Aim of the exercise — Search the data below for the string "this". Extract every line that contains it.

Data shown —
====

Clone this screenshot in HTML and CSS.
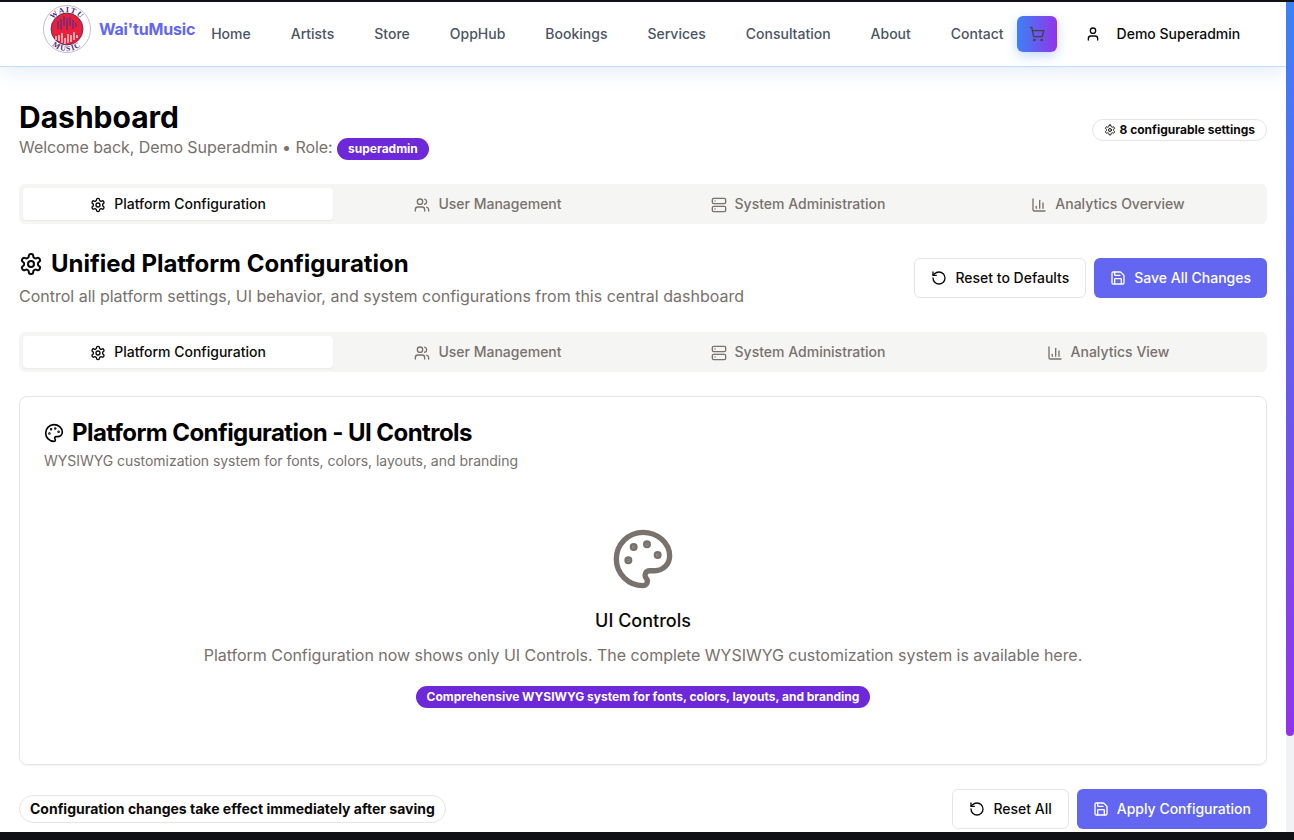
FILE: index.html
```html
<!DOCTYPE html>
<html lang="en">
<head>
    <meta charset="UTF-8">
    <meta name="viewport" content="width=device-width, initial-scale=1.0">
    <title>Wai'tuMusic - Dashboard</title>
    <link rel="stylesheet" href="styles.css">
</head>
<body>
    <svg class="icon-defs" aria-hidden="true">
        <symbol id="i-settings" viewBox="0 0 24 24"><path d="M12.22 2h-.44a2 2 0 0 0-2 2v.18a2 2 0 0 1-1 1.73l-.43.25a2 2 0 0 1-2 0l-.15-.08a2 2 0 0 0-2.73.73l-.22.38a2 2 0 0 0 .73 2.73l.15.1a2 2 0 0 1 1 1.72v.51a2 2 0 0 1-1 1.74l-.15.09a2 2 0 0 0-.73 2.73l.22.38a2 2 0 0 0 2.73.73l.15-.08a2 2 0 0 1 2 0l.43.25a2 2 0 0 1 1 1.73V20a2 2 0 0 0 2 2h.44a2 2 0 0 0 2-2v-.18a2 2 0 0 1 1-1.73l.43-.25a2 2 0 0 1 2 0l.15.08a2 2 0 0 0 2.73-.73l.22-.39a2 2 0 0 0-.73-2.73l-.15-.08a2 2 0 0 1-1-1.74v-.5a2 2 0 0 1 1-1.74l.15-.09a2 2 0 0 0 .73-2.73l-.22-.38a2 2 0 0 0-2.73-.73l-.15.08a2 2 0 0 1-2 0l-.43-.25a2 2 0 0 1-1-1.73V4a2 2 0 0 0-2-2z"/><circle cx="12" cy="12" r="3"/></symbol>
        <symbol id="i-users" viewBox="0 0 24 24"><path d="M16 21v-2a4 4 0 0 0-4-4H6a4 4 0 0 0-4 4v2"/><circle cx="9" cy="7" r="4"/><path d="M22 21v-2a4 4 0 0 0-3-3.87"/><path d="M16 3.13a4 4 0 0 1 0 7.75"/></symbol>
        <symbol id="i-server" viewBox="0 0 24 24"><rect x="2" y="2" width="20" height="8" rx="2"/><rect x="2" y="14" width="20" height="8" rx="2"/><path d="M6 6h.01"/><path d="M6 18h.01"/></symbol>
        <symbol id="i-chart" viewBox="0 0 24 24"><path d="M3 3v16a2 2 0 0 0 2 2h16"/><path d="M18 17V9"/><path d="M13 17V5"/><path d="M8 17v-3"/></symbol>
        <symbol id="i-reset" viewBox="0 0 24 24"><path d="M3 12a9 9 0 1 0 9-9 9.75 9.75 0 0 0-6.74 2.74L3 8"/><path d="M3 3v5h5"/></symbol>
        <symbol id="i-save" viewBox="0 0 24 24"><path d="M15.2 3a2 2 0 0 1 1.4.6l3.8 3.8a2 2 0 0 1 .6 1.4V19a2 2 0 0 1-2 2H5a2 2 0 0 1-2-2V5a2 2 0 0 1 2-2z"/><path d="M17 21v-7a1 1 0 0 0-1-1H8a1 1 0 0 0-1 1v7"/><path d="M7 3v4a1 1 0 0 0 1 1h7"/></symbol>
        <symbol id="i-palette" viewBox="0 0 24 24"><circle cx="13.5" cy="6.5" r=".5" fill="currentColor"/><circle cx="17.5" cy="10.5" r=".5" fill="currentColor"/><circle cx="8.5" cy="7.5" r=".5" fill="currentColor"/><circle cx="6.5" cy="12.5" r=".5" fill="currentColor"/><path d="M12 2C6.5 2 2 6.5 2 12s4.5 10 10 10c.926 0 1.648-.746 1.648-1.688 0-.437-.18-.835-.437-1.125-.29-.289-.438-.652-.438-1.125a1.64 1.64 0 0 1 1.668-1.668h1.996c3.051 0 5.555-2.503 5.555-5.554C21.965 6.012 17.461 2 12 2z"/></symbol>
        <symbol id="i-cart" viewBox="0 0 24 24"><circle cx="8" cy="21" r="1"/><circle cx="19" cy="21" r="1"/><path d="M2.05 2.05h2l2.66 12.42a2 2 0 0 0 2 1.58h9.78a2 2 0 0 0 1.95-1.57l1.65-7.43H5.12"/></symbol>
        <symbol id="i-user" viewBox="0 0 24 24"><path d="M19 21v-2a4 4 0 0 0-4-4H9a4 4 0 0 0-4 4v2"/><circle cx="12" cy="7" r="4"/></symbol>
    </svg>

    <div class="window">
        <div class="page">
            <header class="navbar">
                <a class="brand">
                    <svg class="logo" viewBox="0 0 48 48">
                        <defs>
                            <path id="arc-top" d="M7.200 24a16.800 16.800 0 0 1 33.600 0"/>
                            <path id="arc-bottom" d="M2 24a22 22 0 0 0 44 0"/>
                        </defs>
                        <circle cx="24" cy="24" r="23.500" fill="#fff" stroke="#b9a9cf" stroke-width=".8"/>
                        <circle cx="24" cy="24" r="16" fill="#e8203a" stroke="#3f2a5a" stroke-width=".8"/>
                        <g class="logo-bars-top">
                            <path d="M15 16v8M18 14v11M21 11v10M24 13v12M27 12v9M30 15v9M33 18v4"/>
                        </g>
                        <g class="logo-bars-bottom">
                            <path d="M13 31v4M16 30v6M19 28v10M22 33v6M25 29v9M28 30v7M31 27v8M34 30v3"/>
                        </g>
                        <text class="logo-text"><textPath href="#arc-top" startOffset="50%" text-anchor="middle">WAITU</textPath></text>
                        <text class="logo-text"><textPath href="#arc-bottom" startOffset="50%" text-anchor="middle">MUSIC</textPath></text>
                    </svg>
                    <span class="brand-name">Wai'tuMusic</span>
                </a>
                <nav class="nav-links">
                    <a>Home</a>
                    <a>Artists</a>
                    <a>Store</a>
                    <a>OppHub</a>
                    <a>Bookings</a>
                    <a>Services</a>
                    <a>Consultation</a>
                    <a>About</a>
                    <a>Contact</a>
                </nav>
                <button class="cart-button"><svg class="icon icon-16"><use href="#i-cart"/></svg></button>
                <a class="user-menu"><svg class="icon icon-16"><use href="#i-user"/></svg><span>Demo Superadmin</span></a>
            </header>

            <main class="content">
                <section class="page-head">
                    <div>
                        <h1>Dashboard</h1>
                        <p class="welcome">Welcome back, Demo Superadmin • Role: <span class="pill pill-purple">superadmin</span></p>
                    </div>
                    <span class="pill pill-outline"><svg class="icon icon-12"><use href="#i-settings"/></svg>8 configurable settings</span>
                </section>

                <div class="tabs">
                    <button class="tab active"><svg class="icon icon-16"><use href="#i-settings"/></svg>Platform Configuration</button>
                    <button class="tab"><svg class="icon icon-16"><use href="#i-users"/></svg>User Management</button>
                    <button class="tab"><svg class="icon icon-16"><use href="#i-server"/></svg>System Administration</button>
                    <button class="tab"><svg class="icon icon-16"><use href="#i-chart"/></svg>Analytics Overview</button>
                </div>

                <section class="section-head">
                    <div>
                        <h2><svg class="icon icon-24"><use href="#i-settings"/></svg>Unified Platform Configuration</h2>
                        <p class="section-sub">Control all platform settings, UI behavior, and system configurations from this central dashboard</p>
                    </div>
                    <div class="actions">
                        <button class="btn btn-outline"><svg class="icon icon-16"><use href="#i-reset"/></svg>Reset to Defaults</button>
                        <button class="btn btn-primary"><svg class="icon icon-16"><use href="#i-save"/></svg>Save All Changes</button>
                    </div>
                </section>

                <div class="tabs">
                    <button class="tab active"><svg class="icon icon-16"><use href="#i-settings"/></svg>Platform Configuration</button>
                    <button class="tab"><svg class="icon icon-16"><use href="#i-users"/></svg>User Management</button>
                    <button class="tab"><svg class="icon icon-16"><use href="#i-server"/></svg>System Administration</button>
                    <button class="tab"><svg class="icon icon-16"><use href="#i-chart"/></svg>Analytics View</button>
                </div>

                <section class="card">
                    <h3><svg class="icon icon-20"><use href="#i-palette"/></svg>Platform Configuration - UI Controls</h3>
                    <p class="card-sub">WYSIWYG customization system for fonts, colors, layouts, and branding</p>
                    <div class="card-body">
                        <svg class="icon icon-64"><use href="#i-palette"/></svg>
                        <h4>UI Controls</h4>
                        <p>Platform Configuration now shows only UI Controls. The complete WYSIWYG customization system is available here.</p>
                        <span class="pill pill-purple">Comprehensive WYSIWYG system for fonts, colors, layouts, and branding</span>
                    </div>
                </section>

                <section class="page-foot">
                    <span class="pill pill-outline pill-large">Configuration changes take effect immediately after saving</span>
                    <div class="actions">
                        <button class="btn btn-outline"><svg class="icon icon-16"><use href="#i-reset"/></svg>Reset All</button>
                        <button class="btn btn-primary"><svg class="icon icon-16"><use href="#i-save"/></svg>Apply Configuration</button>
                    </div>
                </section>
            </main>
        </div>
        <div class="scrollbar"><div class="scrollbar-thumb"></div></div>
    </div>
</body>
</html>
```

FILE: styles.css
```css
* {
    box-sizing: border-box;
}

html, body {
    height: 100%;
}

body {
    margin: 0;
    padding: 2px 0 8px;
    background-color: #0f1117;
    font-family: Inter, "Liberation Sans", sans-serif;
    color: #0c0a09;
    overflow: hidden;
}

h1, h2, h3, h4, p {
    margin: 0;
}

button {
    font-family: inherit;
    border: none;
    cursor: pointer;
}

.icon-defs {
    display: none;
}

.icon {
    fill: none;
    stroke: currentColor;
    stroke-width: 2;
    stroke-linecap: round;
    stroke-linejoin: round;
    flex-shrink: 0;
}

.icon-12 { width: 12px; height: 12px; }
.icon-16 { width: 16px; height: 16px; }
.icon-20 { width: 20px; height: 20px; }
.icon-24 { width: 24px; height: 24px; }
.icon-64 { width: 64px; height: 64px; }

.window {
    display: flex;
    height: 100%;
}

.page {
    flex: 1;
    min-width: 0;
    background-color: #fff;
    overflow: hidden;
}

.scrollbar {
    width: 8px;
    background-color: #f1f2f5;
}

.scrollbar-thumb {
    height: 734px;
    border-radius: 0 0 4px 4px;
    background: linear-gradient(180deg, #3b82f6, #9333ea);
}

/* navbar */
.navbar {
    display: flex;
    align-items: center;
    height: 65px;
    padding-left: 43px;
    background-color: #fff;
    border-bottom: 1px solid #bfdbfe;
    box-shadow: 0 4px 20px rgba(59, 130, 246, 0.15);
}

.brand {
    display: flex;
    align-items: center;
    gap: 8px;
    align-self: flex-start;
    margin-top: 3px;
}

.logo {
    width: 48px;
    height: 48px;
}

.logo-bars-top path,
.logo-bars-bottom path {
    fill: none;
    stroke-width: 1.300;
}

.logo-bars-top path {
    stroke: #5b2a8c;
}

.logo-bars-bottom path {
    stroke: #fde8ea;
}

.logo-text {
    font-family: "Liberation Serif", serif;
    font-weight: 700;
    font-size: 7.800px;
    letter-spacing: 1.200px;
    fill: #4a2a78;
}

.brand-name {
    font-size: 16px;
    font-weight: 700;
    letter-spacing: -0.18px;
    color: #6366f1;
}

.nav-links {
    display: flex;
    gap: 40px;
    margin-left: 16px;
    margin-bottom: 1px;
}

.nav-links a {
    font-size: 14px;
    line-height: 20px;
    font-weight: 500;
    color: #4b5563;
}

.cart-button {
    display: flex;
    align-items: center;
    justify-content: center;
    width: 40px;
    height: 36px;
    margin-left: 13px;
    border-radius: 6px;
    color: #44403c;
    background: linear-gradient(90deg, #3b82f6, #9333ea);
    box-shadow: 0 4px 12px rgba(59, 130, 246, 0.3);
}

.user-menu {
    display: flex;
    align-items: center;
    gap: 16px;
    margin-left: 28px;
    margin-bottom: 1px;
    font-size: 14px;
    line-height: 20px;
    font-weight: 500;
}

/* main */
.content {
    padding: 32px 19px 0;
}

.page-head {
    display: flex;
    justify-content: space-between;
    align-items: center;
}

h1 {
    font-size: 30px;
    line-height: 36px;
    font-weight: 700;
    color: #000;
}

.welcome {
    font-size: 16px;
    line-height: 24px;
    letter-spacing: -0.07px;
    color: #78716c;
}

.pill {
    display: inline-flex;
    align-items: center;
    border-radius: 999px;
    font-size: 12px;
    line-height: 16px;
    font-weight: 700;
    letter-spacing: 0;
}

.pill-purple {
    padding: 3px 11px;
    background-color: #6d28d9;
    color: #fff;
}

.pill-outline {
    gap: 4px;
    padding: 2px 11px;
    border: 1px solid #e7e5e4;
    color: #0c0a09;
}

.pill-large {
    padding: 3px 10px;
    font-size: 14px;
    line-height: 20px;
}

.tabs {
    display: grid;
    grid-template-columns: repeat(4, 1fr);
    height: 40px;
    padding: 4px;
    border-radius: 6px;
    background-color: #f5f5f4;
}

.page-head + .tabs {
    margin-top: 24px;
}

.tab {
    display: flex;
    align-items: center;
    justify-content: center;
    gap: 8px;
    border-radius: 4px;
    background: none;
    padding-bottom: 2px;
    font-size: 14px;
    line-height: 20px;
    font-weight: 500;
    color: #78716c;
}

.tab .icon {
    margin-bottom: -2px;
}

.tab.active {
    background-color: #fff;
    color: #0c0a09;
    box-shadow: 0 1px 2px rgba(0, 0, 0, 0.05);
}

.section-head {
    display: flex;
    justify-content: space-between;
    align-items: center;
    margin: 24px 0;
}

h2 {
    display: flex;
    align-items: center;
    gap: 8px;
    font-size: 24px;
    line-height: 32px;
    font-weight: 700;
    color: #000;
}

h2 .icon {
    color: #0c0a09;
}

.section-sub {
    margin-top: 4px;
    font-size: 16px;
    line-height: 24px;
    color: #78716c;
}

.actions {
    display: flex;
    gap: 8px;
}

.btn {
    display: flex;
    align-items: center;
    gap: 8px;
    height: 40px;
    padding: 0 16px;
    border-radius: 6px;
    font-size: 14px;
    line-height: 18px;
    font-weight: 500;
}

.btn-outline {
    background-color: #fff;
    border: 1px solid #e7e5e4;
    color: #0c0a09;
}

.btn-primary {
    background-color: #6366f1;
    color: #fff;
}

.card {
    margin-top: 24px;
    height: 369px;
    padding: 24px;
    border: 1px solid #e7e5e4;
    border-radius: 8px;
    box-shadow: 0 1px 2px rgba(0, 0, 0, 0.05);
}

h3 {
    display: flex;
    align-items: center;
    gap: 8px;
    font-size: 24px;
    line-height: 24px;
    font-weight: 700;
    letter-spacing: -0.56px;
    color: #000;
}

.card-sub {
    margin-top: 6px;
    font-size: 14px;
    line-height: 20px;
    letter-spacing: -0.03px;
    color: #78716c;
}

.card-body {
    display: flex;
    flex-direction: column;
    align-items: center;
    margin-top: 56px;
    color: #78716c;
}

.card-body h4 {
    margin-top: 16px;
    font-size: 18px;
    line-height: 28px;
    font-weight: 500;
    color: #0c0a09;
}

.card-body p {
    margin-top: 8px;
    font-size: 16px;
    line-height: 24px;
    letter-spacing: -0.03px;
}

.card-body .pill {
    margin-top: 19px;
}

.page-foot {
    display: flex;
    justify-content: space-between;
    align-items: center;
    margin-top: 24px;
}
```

====

Right answer —
Clone this screenshot in HTML and CSS.
                        <p class="section-sub">Control all platform settings, UI behavior, and system configurations from this central dashboard</p>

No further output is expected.